- _Task instructions_
Say how many lines include "this", with no words around the number.

- _Extracted records_
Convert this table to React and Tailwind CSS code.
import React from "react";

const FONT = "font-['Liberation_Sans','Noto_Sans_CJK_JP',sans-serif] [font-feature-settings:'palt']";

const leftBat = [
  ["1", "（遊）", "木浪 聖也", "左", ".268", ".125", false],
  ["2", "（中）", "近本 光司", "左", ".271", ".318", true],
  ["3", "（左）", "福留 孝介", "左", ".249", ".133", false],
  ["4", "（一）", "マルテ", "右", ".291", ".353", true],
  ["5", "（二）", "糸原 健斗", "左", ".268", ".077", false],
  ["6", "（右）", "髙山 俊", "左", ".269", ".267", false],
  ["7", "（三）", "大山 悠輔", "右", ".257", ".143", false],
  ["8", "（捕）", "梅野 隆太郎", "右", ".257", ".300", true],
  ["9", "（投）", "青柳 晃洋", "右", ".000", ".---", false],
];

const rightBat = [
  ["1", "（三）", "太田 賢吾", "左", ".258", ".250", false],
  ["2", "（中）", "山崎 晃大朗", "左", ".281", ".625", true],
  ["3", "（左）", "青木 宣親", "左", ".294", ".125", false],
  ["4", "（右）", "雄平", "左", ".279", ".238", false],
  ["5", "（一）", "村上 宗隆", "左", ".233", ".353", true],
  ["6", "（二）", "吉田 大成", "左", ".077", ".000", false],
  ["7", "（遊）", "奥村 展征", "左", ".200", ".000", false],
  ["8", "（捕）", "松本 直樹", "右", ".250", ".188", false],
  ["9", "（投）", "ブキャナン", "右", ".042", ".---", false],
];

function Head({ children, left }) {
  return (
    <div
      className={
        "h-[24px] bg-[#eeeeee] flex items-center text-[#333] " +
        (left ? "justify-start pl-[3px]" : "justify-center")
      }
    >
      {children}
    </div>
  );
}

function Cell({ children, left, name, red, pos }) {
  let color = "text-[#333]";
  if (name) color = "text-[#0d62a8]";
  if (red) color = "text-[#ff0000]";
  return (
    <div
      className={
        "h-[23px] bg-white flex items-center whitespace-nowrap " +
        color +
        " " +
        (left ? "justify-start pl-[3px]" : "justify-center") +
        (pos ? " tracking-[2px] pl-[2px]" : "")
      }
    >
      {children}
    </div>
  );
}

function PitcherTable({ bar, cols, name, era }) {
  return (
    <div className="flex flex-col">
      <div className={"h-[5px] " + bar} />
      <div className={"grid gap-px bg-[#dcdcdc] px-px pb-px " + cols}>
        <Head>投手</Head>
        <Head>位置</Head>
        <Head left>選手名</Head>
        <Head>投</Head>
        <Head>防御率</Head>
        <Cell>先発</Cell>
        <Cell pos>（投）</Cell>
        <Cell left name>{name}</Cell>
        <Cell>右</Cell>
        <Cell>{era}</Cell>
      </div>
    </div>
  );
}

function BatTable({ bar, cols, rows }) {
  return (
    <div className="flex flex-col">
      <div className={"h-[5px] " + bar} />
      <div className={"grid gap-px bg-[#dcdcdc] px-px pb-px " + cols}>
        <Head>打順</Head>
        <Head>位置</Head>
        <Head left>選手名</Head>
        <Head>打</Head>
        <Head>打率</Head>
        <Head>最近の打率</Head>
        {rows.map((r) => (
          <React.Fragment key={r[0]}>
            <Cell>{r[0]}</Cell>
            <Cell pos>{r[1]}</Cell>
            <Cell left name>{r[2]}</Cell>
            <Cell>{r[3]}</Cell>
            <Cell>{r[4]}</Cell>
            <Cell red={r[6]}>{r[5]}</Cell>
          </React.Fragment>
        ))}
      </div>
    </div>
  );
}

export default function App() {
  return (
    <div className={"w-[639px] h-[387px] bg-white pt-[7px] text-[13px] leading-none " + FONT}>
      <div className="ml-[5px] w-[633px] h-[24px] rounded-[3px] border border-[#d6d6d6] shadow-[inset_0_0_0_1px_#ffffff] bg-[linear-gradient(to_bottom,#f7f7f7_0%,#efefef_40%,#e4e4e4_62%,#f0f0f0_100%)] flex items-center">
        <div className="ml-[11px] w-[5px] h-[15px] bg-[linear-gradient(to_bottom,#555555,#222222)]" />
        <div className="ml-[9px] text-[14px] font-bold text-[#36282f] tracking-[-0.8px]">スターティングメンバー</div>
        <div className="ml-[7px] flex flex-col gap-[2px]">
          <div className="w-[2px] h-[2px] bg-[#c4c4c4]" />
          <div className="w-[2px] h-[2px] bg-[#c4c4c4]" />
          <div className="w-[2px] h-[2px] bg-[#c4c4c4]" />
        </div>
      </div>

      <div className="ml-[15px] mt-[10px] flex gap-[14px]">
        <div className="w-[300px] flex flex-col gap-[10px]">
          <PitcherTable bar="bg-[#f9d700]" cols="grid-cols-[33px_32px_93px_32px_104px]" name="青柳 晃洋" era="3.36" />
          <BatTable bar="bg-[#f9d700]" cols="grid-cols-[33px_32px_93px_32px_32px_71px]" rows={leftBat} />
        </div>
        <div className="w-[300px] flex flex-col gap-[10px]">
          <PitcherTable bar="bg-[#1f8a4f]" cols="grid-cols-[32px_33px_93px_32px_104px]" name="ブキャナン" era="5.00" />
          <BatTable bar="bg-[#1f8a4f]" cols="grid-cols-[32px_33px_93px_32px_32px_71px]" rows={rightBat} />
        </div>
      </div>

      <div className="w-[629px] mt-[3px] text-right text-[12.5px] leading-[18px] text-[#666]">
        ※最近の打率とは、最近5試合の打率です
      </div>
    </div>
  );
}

==

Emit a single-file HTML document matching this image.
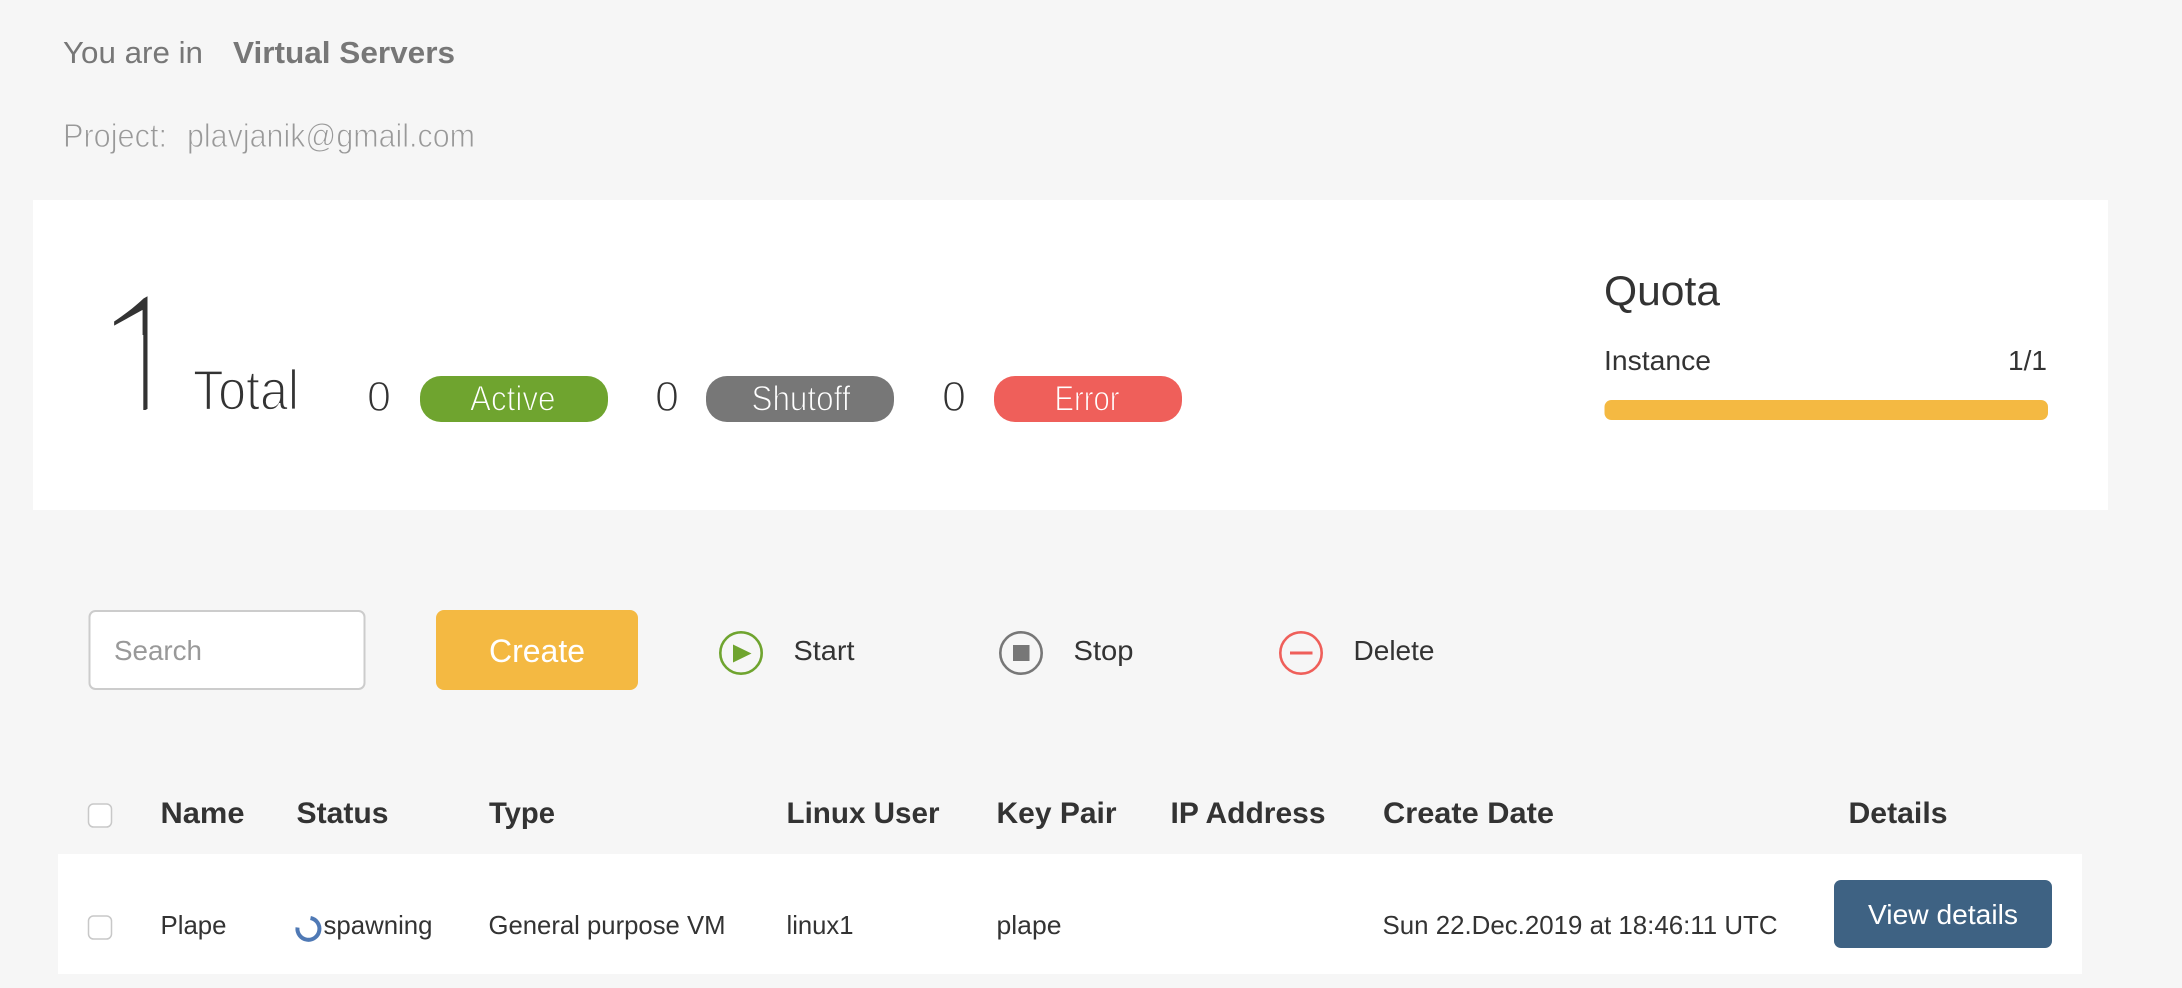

- _Answer below_
2